Decision on the Limitation Defence
Here, the plaintiff relies on payments that are vaguely described as ‘Cheryl’ and ‘Pepper home’.
In my view, there is no evidence of a payment or payments which can properly be characterised as admissions by the defendant that the alleged debt remains due. To merely assert that there is an admission and point to any payment is insufficient. The Limitation of Actions Act requires the plaintiff to demonstrate that the defendant made a payment which was in respect of the alleged debt. That causal link is essential.

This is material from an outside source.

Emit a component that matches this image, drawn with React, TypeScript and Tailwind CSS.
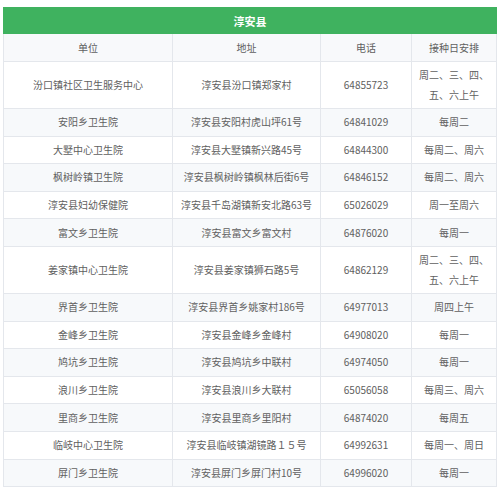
const rows: [string, string, string, string[]][] = [
  ['汾口镇社区卫生服务中心', '淳安县汾口镇郑家村', '64855723', ['周二、三、四、', '五、六上午']],
  ['安阳乡卫生院', '淳安县安阳村虎山坪61号', '64841029', ['每周二']],
  ['大墅中心卫生院', '淳安县大墅镇新兴路45号', '64844300', ['每周二、周六']],
  ['枫树岭镇卫生院', '淳安县枫树岭镇枫林后街6号', '64846152', ['每周二、周六']],
  ['淳安县妇幼保健院', '淳安县千岛湖镇新安北路63号', '65026029', ['周一至周六']],
  ['富文乡卫生院', '淳安县富文乡富文村', '64876020', ['每周一']],
  ['姜家镇中心卫生院', '淳安县姜家镇狮石路5号', '64862129', ['周二、三、四、', '五、六上午']],
  ['界首乡卫生院', '淳安县界首乡姚家村186号', '64977013', ['周四上午']],
  ['金峰乡卫生院', '淳安县金峰乡金峰村', '64908020', ['每周一']],
  ['鸠坑乡卫生院', '淳安县鸠坑乡中联村', '64974050', ['每周一']],
  ['浪川乡卫生院', '淳安县浪川乡大联村', '65056058', ['每周三、周六']],
  ['里商乡卫生院', '淳安县里商乡里阳村', '64874020', ['每周五']],
  ['临岐中心卫生院', '淳安县临岐镇湖镜路１５号', '64992631', ['每周一、周日']],
  ['屏门乡卫生院', '淳安县屏门乡屏门村10号', '64996020', ['每周一']],
];

const cell = 'border border-[#e4e7ec] px-1 text-center align-middle';

export default function App() {
  return (
    <div
      className="h-[494px] overflow-hidden bg-white px-[3px] pt-[7px]"
      style={{ fontFamily: '"Noto Sans CJK SC", "Noto Sans", sans-serif' }}
    >
      <table className="w-[493px] table-fixed border-collapse text-[10px] leading-[20px] text-[#606060]">
        <colgroup>
          <col className="w-[169px]" />
          <col className="w-[148px]" />
          <col className="w-[91px]" />
          <col className="w-[85px]" />
        </colgroup>
        <thead>
          <tr className="h-[26px] bg-[#3fb25f]">
            <th colSpan={4} className="border border-[#3fb25f] text-center text-[11px] font-bold text-white">
              淳安县
            </th>
          </tr>
        </thead>
        <tbody>
          <tr className="h-[28px] bg-[#f8f9fb]">
            <td className={cell}>单位</td>
            <td className={cell}>地址</td>
            <td className={cell}>电话</td>
            <td className={cell}>接种日安排</td>
          </tr>
          {rows.map(([name, addr, tel, days], i) => (
            <tr
              key={name}
              className={`${days.length > 1 ? 'h-[47px]' : 'h-[27.6px]'} ${i % 2 === 1 ? 'bg-[#f7f9fb]' : 'bg-white'}`}
            >
              <td className={cell}>{name}</td>
              <td className={cell}>{addr}</td>
              <td className={cell}>{tel}</td>
              <td className={cell}>
                {days.map((d) => (
                  <div key={d}>{d}</div>
                ))}
              </td>
            </tr>
          ))}
        </tbody>
      </table>
    </div>
  );
}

Only then will such payment constitute an ‘admission’ for the purpose of the Act.
Accordingly, the cause of action which accrued on or around 17 June 1998 has been barred from or about 17 June 2004. The plaintiff has not shown that part payments revived its right to prosecute the claim.
Conclusion
For the above reasons the plaintiff’s claim fails because:
(a) no loan agreement or relevant advance has been established; and
(b) the plaintiff’s action for recovery of the alleged debt is barred pursuant to s 5(1)(a) of the Limitation of Actions Act.
Order
The plaintiff’s claim is dismissed.
I shall await the parties’ proposed final form of orders, including as to costs.